What to produce
Write out again, unaltered, the lines from the start through the line containing "ChevronUp, CircleHelp, Plus".

Provided material

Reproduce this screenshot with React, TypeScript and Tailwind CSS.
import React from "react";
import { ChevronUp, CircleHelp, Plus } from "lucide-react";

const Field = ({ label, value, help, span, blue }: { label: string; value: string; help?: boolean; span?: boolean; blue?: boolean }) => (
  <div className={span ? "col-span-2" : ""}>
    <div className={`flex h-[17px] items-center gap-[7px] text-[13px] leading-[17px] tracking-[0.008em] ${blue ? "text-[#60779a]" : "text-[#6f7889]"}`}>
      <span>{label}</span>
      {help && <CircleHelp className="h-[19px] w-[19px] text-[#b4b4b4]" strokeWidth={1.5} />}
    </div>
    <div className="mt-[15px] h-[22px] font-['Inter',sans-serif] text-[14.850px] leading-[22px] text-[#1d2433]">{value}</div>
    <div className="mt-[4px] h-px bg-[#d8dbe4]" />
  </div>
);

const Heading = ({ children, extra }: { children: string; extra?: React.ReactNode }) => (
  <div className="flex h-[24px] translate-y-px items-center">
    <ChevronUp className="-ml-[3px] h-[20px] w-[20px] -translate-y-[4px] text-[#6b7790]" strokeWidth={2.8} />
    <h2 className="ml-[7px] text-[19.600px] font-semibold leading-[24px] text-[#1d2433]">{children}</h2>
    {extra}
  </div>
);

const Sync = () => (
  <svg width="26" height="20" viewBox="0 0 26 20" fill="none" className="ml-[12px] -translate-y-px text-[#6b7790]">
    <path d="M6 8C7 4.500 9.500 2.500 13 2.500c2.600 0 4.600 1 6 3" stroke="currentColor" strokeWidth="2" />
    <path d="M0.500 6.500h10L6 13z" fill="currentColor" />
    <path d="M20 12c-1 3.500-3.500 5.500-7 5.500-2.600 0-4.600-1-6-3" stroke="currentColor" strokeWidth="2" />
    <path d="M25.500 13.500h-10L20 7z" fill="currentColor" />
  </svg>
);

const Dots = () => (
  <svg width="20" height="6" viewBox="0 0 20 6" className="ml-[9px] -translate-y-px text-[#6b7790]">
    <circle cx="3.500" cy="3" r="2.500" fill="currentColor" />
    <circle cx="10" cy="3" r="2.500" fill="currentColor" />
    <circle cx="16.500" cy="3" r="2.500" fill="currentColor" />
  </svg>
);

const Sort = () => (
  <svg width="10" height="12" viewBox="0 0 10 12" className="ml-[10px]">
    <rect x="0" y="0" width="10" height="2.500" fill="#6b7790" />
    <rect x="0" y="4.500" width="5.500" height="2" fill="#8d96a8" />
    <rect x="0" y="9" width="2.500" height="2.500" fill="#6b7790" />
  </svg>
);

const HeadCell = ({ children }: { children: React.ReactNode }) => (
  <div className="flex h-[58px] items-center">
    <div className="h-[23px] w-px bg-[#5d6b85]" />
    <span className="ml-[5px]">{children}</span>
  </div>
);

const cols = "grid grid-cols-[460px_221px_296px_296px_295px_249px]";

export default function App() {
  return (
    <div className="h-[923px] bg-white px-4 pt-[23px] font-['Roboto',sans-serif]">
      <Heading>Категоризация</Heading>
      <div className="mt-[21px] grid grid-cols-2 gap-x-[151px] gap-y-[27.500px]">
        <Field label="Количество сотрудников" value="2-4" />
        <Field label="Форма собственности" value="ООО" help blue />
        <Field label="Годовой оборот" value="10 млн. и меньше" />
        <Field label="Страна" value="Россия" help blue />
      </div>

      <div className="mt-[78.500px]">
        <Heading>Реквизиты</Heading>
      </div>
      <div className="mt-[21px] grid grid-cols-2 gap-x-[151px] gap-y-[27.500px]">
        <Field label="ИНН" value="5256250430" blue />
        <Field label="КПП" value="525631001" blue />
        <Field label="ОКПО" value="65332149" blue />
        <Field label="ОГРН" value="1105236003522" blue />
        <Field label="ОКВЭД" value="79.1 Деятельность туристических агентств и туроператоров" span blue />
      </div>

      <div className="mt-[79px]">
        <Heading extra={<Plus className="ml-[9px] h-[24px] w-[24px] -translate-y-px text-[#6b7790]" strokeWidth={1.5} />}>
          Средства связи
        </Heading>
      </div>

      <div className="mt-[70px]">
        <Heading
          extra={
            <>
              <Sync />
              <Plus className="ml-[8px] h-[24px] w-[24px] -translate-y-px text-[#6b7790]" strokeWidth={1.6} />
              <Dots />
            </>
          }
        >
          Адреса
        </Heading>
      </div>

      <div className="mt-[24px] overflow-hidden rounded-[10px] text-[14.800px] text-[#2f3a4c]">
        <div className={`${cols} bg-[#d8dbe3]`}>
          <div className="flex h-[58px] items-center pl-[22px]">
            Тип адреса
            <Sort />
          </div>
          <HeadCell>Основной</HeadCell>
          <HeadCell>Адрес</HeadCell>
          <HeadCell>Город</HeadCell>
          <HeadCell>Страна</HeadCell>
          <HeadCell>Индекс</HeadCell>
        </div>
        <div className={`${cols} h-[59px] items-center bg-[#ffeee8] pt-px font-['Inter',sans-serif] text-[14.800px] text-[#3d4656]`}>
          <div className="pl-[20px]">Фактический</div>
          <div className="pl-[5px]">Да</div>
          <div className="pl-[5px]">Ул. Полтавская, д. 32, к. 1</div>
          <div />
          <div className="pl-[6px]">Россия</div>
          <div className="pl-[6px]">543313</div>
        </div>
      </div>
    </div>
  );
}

Answer to the problem
Reproduce this screenshot with React, TypeScript and Tailwind CSS.
import React from "react";
import { ChevronUp, CircleHelp, Plus } from "lucide-react";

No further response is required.